Economics is the enabler; economics provides the justification for building a world based on markets. This world, our “developed world,” has no place for community, except for national communities, and as globalization proceeds, less and less place for national communities as well.”…

“Beyond answers to the question that had brought me to Dhabi, I learned something infinitely more valuable: an entirely different way of knowing and being in the world from anything I had ever imagined. Like all of us, I was a product of my culture; I had never questioned the idea that society was composed of self-interested individuals who rationally calculated their way to more and more. In Dhabi, I experienced something very different: not that people lacked all sense of self or of individual interests, not that people acted without rational deliberation, but that people lived their lives in deep connection with others—in short, in community.

A human life was not conceived of as beginning at birth and ending with death, but as a link in a chain that existed in space as well as in time, connecting family, clan, and village….

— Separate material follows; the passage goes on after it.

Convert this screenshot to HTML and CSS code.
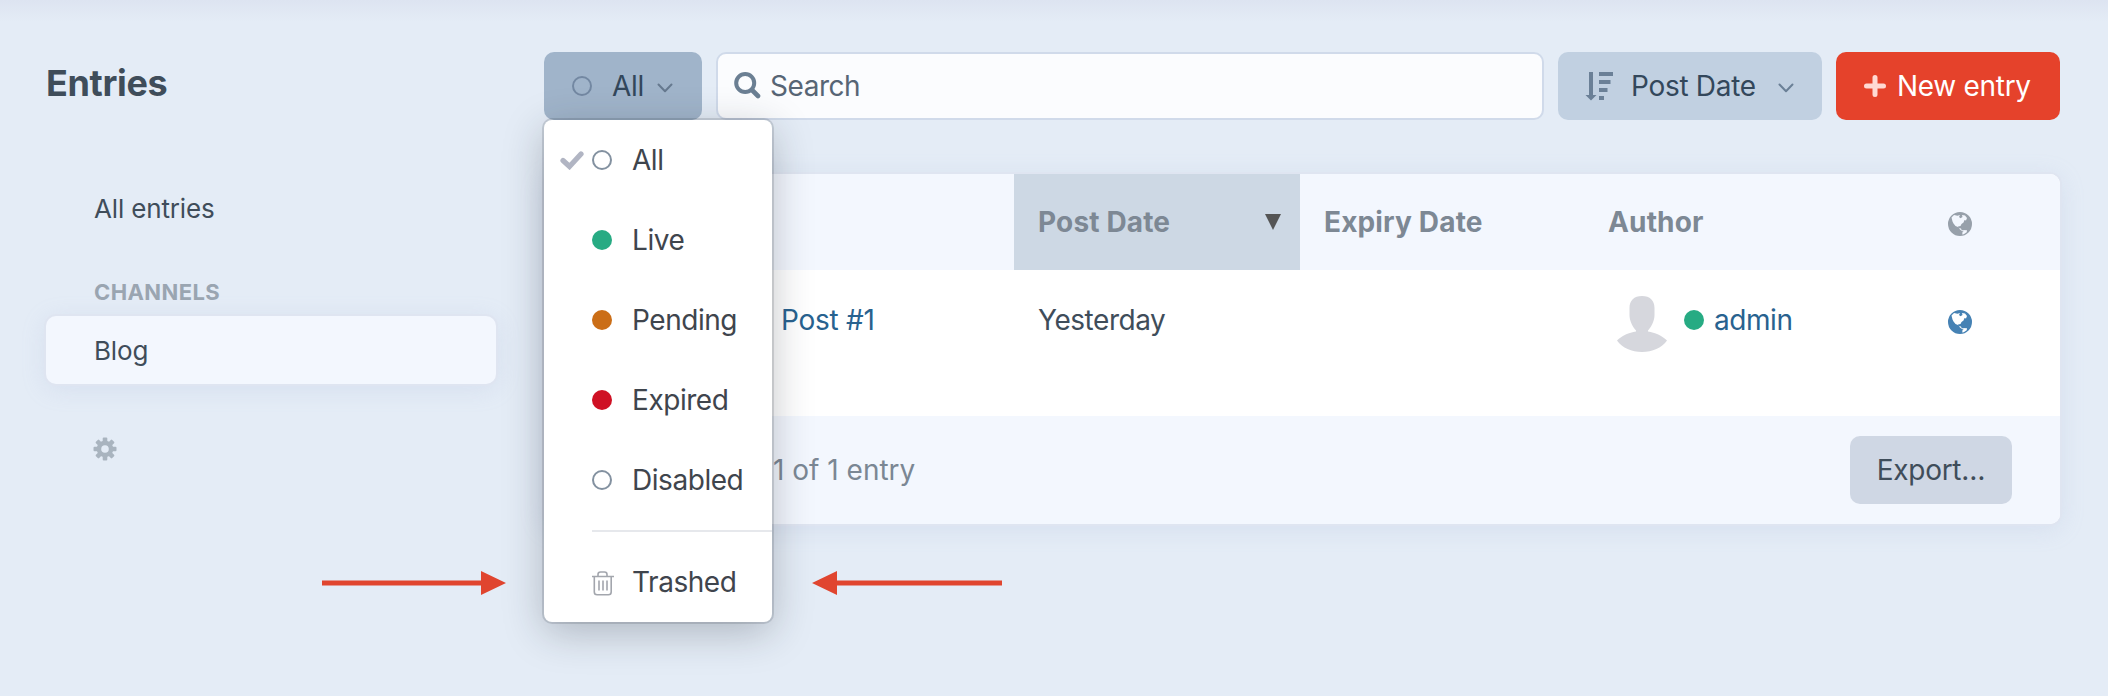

I had an intuitive sense that economic development dissolved the glue that … kept a village like Dhabi together. But what was that glue? And, more important, was there inevitably a tradeoff between material prosperity and maintaining the cultural integrity of the family or village? And is cultural integrity necessarily a good thing if it involves, as it did in Dhbai, the subordination of women (particularly young women), untouchability, and large disparities in income and wealth? Does cultural integrity require that every custom, every tradition, be maintained? How much can a culture change without losing its identity?”

From Chapter 1 (pages 1 – 4 & 13 – 14)

“The first-century Jewish sage Hillel asked: “If I am not for myself, who will be? And if I am only for myself, what am I? And if not now, when?” The claims of the individual and the claims of the community conflict. And not a bad thing: this tension is normal, healthy, and even creative. It should not be resolved once and for all in favor of either the individual or the community. But over the past four hundred years, the ideology of economics has fostered both the self-interested individual and the market system, and has undermined, and continues to undermine community.”…

“Markets can be credited with promoting economic growth, and it is undeniable that much good has come with growth (longer lives, less physical discomfort, and even less pain, better nutrition, less hard physical toil, to mention only a few of the positives of growth). My argument with my fellow economists is not that they strike a different balance with respect to the gains and the losses of extending the sway of markets; it is that they do not recognize the losses at all. If communities are once again to flourish, then we will have to address the failures of a social order based on markets, and not just applaud its successes. Poverty makes growth necessary for much of the world—Mohandas Karamchand Gandhi, the Mahatma, once wrote that if God wanted a warm reception from the Indian masses, He would be well advised to appear in the form of a loaf of bread. By contrast, we who live in rich countries, awash in goods and services, have no compelling argument. Indeed, we may have good reason to dismantle the engine of growth—not because growth is a threat to our relationship with nature, but because it is a threat to our relationships with each other.”…

“In a word, markets are the cutting edge of the loss of human connection. Economists see this as a virtue. Impersonal markets accomplish more efficiently what the connections of social solidarity, reciprocity, and other redistributive institutions do in nonmarket societies. Take fire insurance. I pay a premium of, say $200 per year, and if my barn burns down, the insurance company pays me $60,000 to rebuild it. A simple market transaction has replaced the more cumbersome process of gathering my neighbors for a barn raising. In terms building barns with a minimal expenditure of resources, insurance may indeed be more efficient that gathering the community each time somebody’s barn burns down. But in terms of maintaining the community, insurance is woefully lacking.”